The Preserve is designated as a Significant Coastal Fish and Wildlife Habitat by the NYS Department of State, and an Important Bird Area by Audubon.
The reason? Well, we know so much more today than we did back when the preserve first came about. For example, a 300 linear foot section of the shoreline surrounding Lake Kirsty is lined with boulders, which made sense when the preserve was created, but we now know that a more naturalized scape is… well… more natural. The boulders were an easy fix, yet they did nothing to promote the proliferation of wildlife.
Currently, Buffalo Niagara Waterkeeper is working towards eliminating this “wall”, while removing invasive plant species such as Japanese Knotweed. In order to protect the fragile landscape, a fence will be installed until the natural scape takes hold. According to Waterkeeper, 90% of life found in fresh water ecosystems get their start from these types of water-land transition areas.

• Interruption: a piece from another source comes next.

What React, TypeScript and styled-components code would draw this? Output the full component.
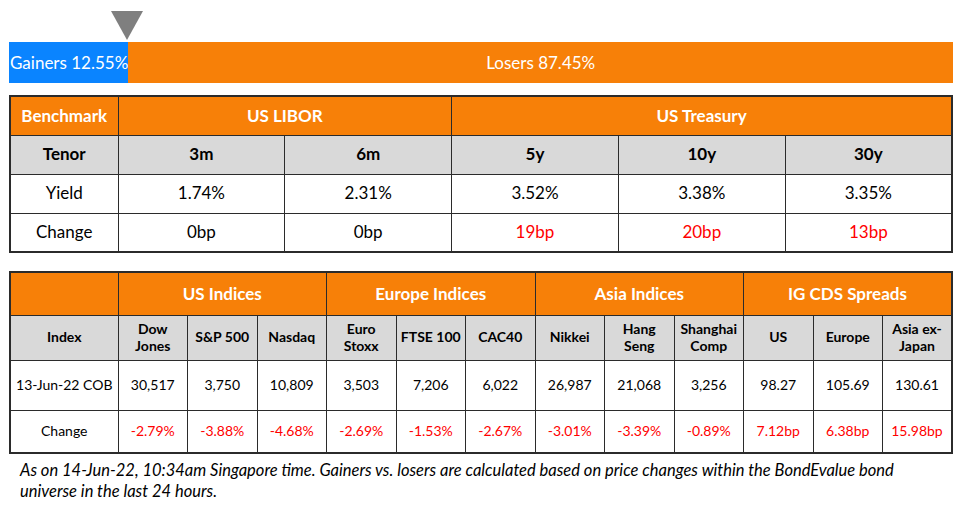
import React from "react";
import styled, { createGlobalStyle } from "styled-components";

const Global = createGlobalStyle`
  html, body { margin: 0; padding: 0; background: #fff; }
  body { font-family: Lato, "Open Sans", sans-serif; color: #000; }
`;

const ORANGE = "#f78008";
const BORDER = "#2b2b2b";

const Page = styled.div`
  width: 962px;
  padding: 11px 9px 0 9px;
  box-sizing: border-box;
`;

const MarkerRow = styled.div`
  position: relative;
  height: 31px;
`;

const Marker = styled.div`
  position: absolute;
  top: 0;
  width: 0;
  height: 0;
  margin-left: -16px;
  border-left: 16px solid transparent;
  border-right: 16px solid transparent;
  border-top: 29px solid #7f7f7f;
`;

const Bar = styled.div`
  display: flex;
  height: 41px;
  width: 944px;
`;

const Segment = styled.div<{ $bg: string; $align: string }>`
  background: ${(p) => p.$bg};
  color: #fff;
  display: flex;
  align-items: center;
  justify-content: ${(p) => p.$align};
  font-size: 17px;
  white-space: nowrap;
  overflow: hidden;
  padding-left: ${(p) => (p.$align === "flex-start" ? "1px" : "0")};
`;

const Table = styled.table<{ $top: number }>`
  border-collapse: collapse;
  width: 944px;
  margin-top: ${(p) => p.$top}px;
  table-layout: fixed;
  border: 2px solid ${BORDER};
`;

const Cell = styled.td<{ $kind: "head" | "sub" | "body"; $red?: boolean; $h: number; $size: number }>`
  border: 1.5px solid ${BORDER};
  height: ${(p) => p.$h}px;
  padding: 0 2px;
  text-align: center;
  vertical-align: middle;
  font-size: ${(p) => p.$size}px;
  line-height: 1.2;
  box-sizing: border-box;
  white-space: nowrap;
  background: ${(p) => (p.$kind === "head" ? ORANGE : p.$kind === "sub" ? "#d9d9d9" : "#fff")};
  color: ${(p) => (p.$kind === "head" ? "#fff" : p.$red ? "#ff0000" : "#000")};
  font-weight: ${(p) => (p.$kind === "body" ? 400 : 700)};
`;

const Note = styled.p`
  margin: 6px 0 0 11px;
  font-style: italic;
  font-size: 16.5px;
  line-height: 21px;
  color: #000;
  width: 905px;
`;

const gainers = 12.55;

const t1Cols = ["3m", "6m", "5y", "10y", "30y"];
const t1Yield = ["1.74%", "2.31%", "3.52%", "3.38%", "3.35%"];
const t1Change = ["0bp", "0bp", "19bp", "20bp", "13bp"];

const groups = ["US Indices", "Europe Indices", "Asia Indices", "IG CDS Spreads"];
const subHeads: React.ReactNode[] = [
  <>Dow<br />Jones</>, "S&P 500", "Nasdaq",
  <>Euro<br />Stoxx</>, "FTSE 100", "CAC40",
  "Nikkei", <>Hang<br />Seng</>, <>Shanghai<br />Comp</>,
  "US", "Europe", <>Asia ex-<br />Japan</>,
];
const values = ["30,517", "3,750", "10,809", "3,503", "7,206", "6,022", "26,987", "21,068", "3,256", "98.27", "105.69", "130.61"];
const changes = ["-2.79%", "-3.88%", "-4.68%", "-2.69%", "-1.53%", "-2.67%", "-3.01%", "-3.39%", "-0.89%", "7.12bp", "6.38bp", "15.98bp"];

const T1 = 39;
const S1 = 17;
const S2 = 14;

export default function App() {
  return (
    <Page>
      <Global />
      <MarkerRow>
        <Marker style={{ left: `${gainers}%` }} />
      </MarkerRow>
      <Bar>
        <Segment $bg="#0a84ff" $align="flex-start" style={{ width: `${gainers}%` }}>
          Gainers 12.55%
        </Segment>
        <Segment $bg={ORANGE} $align="center" style={{ flex: 1 }}>
          Losers 87.45%
        </Segment>
      </Bar>

      <Table $top={12}>
        <colgroup>
          <col style={{ width: 108 }} />
          {t1Cols.map((c) => <col key={c} />)}
        </colgroup>
        <tbody>
          <tr>
            <Cell $kind="head" $h={T1} $size={S1}>Benchmark</Cell>
            <Cell $kind="head" $h={T1} $size={S1} colSpan={2}>US LIBOR</Cell>
            <Cell $kind="head" $h={T1} $size={S1} colSpan={3}>US Treasury</Cell>
          </tr>
          <tr>
            <Cell $kind="sub" $h={T1} $size={S1}>Tenor</Cell>
            {t1Cols.map((c) => <Cell key={c} $kind="sub" $h={T1} $size={S1}>{c}</Cell>)}
          </tr>
          <tr>
            <Cell $kind="body" $h={T1} $size={S1}>Yield</Cell>
            {t1Yield.map((c, i) => <Cell key={i} $kind="body" $h={T1} $size={S1}>{c}</Cell>)}
          </tr>
          <tr>
            <Cell $kind="body" $h={T1} $size={S1}>Change</Cell>
            {t1Change.map((c, i) => <Cell key={i} $kind="body" $h={T1} $size={S1} $red={i >= 2}>{c}</Cell>)}
          </tr>
        </tbody>
      </Table>

      <Table $top={18}>
        <colgroup>
          <col style={{ width: 108 }} />
          {values.map((_, i) => <col key={i} />)}
        </colgroup>
        <tbody>
          <tr>
            <Cell $kind="head" $h={43} $size={S1} />
            {groups.map((g) => <Cell key={g} $kind="head" $h={43} $size={S1} colSpan={3}>{g}</Cell>)}
          </tr>
          <tr>
            <Cell $kind="sub" $h={45} $size={S2}>Index</Cell>
            {subHeads.map((s, i) => <Cell key={i} $kind="sub" $h={45} $size={S2}>{s}</Cell>)}
          </tr>
          <tr>
            <Cell $kind="body" $h={50} $size={S2}>13-Jun-22 COB</Cell>
            {values.map((v, i) => <Cell key={i} $kind="body" $h={50} $size={S2}>{v}</Cell>)}
          </tr>
          <tr>
            <Cell $kind="body" $h={43} $size={S2}>Change</Cell>
            {changes.map((v, i) => <Cell key={i} $kind="body" $h={43} $size={S2} $red>{v}</Cell>)}
          </tr>
        </tbody>
      </Table>

      <Note>
        As on 14-Jun-22, 10:34am Singapore time. Gainers vs. losers are calculated based on price changes within the BondEvalue bond universe in the last 24 hours.
      </Note>
    </Page>
  );
}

If you look at Buffalo’s waterfront, we have all but eradicated these types of natural settings by building walls and putting out giant boulders. That’s why these types of restoration programs are so critically important.
Today, thanks to the efforts of groups such as Waterkeeper, We are making headway when it comes to restoring our waterways, which were virtually vanquished decades ago. The more that we learn from our mistakes, the more we are attempting to be better stewards for future generations of humankind and wildlife.